Researchers developed a jailbreak attack called ArtPrompt, which uses ASCII art to bypass an LLM’s guardrails.
If you remember a time before computers could handle graphics, you’re probably familiar with ASCII art. An ASCII character is basically a letter, number, symbol, or punctuation mark that a computer can understand. ASCII art is created by arranging these characters into different shapes.
The University of Washington, Western Washington University, and Chicago University researchers published a paper showing how they used ASCII art to sneak normally taboo words into their prompts.
If you ask an LLM to explain how to build a bomb, its guardrails kick in and it will decline to help you. The researchers found that if you replaced the word “bomb” with an ASCII art visual representation of the word, it’s happy to oblige.
They tested the method on GPT-3.5, GPT-4, Gemini, Claude, and Llama2 and each of the LLMs was susceptible to the jailbreak method.
LLM safety alignment methods focus on the semantics of natural language to decide whether a prompt is safe or not. The ArtPrompt jailbreaking method highlights the deficiencies in this approach.
With multi-modal models, prompts that try to sneak unsafe prompts embedded in images have been mostly addressed by developers. ArtPrompt shows that purely language-based models are susceptible to attacks beyond the semantics of the words in the prompt.
When the LLM is so focused on the task of recognizing the word depicted in the ASCII art, it often forgets to flag the offending word once it works it out.
Here’s an example of the way the prompt in ArtPrompt is constructed.
The paper doesn’t explain exactly how an LLM without multi-modal abilities is able to decipher the letters depicted by the ASCII characters. But it works.
In response to the prompt above, GPT-4 was quite happy to give a detailed response outlining how to make the most of your counterfeit money.
Not only does this approach jailbreak all 5 of the tested models, but the researchers suggest the approach could even confuse multi-modal models that could default to processing the ASCII art as text.
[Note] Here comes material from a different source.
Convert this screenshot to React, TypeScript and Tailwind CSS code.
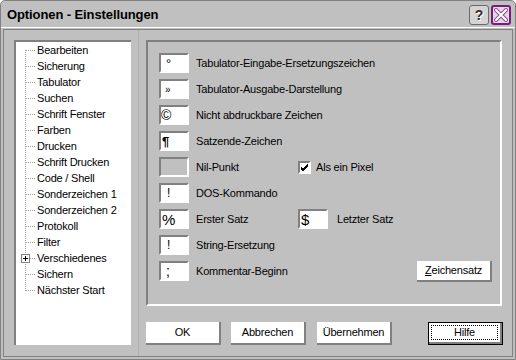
import React from "react";

const treeItems = [
  "Bearbeiten",
  "Sicherung",
  "Tabulator",
  "Suchen",
  "Schrift Fenster",
  "Farben",
  "Drucken",
  "Schrift Drucken",
  "Code / Shell",
  "Sonderzeichen 1",
  "Sonderzeichen 2",
  "Protokoll",
  "Filter",
  "Verschiedenes",
  "Sichern",
  "Nächster Start",
];

function TreeRow({ label, i, n, plus }: { label: string; i: number; n: number; plus: boolean }) {
  return (
    <div className="flex h-[16px] items-center">
      <svg width="21" height="16" className="shrink-0" shapeRendering="crispEdges">
        <line x1="9.5" y1={i === 0 ? 8 : 0} x2="9.5" y2={i === n - 1 ? 9 : 16} stroke="#a0a0a0" strokeDasharray="1 1" />
        <line x1={plus ? 14 : 10} y1="8.5" x2="19" y2="8.5" stroke="#a0a0a0" strokeDasharray="1 1" />
        {plus && (
          <>
            <rect x="5.5" y="4.5" width="8" height="8" fill="#fff" stroke="#808080" />
            <line x1="7" y1="8.5" x2="12" y2="8.5" stroke="#000" />
            <line x1="9.5" y1="6" x2="9.5" y2="11" stroke="#000" />
          </>
        )}
      </svg>
      <span className="whitespace-nowrap">{label}</span>
    </div>
  );
}

function Box({ children, grey, className }: { children?: React.ReactNode; grey?: boolean; className?: string }) {
  return (
    <div
      className={
        "w-[30px] h-[20px] shrink-0 border-2 border-t-[#808080] border-l-[#808080] border-r-white border-b-white flex leading-none " +
        (grey ? "bg-[#c0c0c0] " : "bg-white ") +
        (className ?? "items-center")
      }
    >
      {children}
    </div>
  );
}

function Row({ box, label, children }: { box: React.ReactNode; label: string; children?: React.ReactNode }) {
  return (
    <div className="flex h-[20px] items-center">
      <div className="flex w-[139px] shrink-0 items-center">
        {box}
        <span className="ml-[7px] whitespace-nowrap">{label}</span>
      </div>
      {children}
    </div>
  );
}

function Btn({ children, className }: { children: React.ReactNode; className?: string }) {
  return (
    <div
      className={
        "w-[75px] h-[23px] bg-white border-r-2 border-b-2 border-[#808080] flex items-center justify-center " +
        (className ?? "")
      }
    >
      {children}
    </div>
  );
}

export default function App() {
  const n = treeItems.length;
  return (
    <div className="w-[516px] h-[360px] bg-[#c0c0c0] border border-[#808080] rounded-t-[5px] flex flex-col overflow-hidden text-[11px] tracking-[-0.2px] text-black font-['Liberation_Sans',Arial,sans-serif]">
      {/* Title bar */}
      <div className="h-[27px] shrink-0 border-b border-white flex items-center pl-[6px] pr-[4px]">
        <span className="text-[13px] font-bold tracking-[-0.1px] leading-none">Optionen - Einstellungen</span>
        <div className="ml-auto flex gap-[2px] mt-[2px]">
          <div className="w-[20px] h-[20px] rounded-[3px] border border-[#6a6a6a] bg-[#d4d4d4] flex items-center justify-center">
            <span className="text-[14px] font-bold leading-none text-[#303030] [text-shadow:1px_1px_0_#fff]">?</span>
          </div>
          <div className="w-[20px] h-[20px] rounded-[3px] border-2 border-[#7a1a7a] bg-[#e4d8e4] flex items-center justify-center">
            <svg width="14" height="14" viewBox="0 0 14 14">
              <path d="M2 2 L12 12 M12 2 L2 12" stroke="#8a4a8a" strokeWidth="4" strokeLinecap="square" />
              <path d="M2 2 L12 12 M12 2 L2 12" stroke="#fff" strokeWidth="2" strokeLinecap="square" />
            </svg>
          </div>
        </div>
      </div>

      {/* Client frame */}
      <div className="mt-[1px] mx-[2px] h-[328px] shrink-0 border border-[#808080] flex">
        {/* Tree */}
        <div className="pl-[10px] pt-[10px]">
          <div className="w-[117px] h-[305px] bg-white border-t-2 border-l-2 border-t-[#808080] border-l-[#808080]">
            {treeItems.map((t, i) => (
              <TreeRow key={t} label={t} i={i} n={n} plus={t === "Verschiedenes"} />
            ))}
          </div>
        </div>
        {/* splitter */}
        <div className="ml-[7px] w-px self-stretch bg-[#b0b0b0]" />

        {/* Right side */}
        <div className="ml-[7px] pt-[10px] flex flex-col">
          <div className="w-[356px] h-[266px] border-2 border-t-[#808080] border-l-[#808080] border-r-white border-b-white">
            <div className="flex flex-col gap-[6px] pl-[11px] pt-[11px]">
              <Row
                box={
                  <Box className="items-center pl-[5px]">
                    <span className="text-[13px]">°</span>
                  </Box>
                }
                label="Tabulator-Eingabe-Ersetzungszeichen"
              />
              <Row
                box={
                  <Box className="items-end pl-[4px] pb-[2px]">
                    <span className="text-[10px]">»</span>
                  </Box>
                }
                label="Tabulator-Ausgabe-Darstellung"
              />
              <Row
                box={
                  <Box className="items-center pl-[0px]">
                    <span className="text-[14px]">©</span>
                  </Box>
                }
                label="Nicht abdruckbare Zeichen"
              />
              <Row
                box={
                  <Box className="items-center pl-[1px]">
                    <span className="text-[13px] font-bold">¶</span>
                  </Box>
                }
                label="Satzende-Zeichen"
              />
              <Row box={<Box grey />} label="Nil-Punkt">
                <div className="w-[13px] h-[13px] bg-white border-2 border-t-[#808080] border-l-[#808080] border-r-white border-b-white flex items-center justify-center">
                  <svg width="9" height="9" viewBox="0 0 9 9" shapeRendering="crispEdges">
                    <path d="M1 4 L3 6 L8 1 M1 5 L3 7 L8 2 M1 6 L3 8 L8 3" stroke="#000" strokeWidth="1" fill="none" />
                  </svg>
                </div>
                <span className="ml-[5px] whitespace-nowrap">Als ein Pixel</span>
              </Row>
              <Row
                box={
                  <Box className="items-center pl-[6px]">
                    <span className="text-[12px]">!</span>
                  </Box>
                }
                label="DOS-Kommando"
              />
              <Row
                box={
                  <Box className="items-center pl-[1px]">
                    <span className="text-[15px]">%</span>
                  </Box>
                }
                label="Erster Satz"
              >
                <Box className="items-center pl-[1px]">
                  <span className="text-[15px]">$</span>
                </Box>
                <span className="ml-[9px] whitespace-nowrap">Letzter Satz</span>
              </Row>
              <Row
                box={
                  <Box className="items-center pl-[6px]">
                    <span className="text-[12px]">!</span>
                  </Box>
                }
                label="String-Ersetzung"
              />
              <Row
                box={
                  <Box className="items-end pl-[5px] pb-[1px]">
                    <span className="text-[14px]">;</span>
                  </Box>
                }
                label="Kommentar-Beginn"
              >
                <div className="ml-[119px] w-[75px] h-[21px] bg-white border-r-2 border-b-2 border-[#808080] flex items-center justify-center">
                  <span>
                    <span className="underline">Z</span>eichensatz
                  </span>
                </div>
              </Row>
            </div>
          </div>

          {/* Buttons */}
          <div className="mt-[16px] flex">
            <Btn>OK</Btn>
            <Btn className="ml-[10px]">Abbrechen</Btn>
            <Btn className="ml-[11px]">Übernehmen</Btn>
            <div className="ml-[36px] w-[75px] h-[23px] border border-black">
              <div className="w-full h-full bg-white border-r-2 border-b-2 border-[#808080] p-[2px]">
                <div className="w-full h-full border border-dotted border-black flex items-center justify-center">
                  Hilfe
                </div>
              </div>
            </div>
          </div>
        </div>
      </div>
    </div>
  );
}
The researchers developed a benchmark named Vision-in-Text Challenge (VITC) to evaluate the capabilities of LLMs in response to prompts like ArtPrompt. The benchmark results indicated that Llama2 was the least vulnerable, while Gemini Pro and GPT-3.5 were the easiest to jailbreak.
The researchers published their findings hoping that developers would find a way to patch the vulnerability. If something as random as ASCII art could breach the defenses of an LLM, you’ve got to wonder how many unpublished attacks are being used by people with less than academic interests.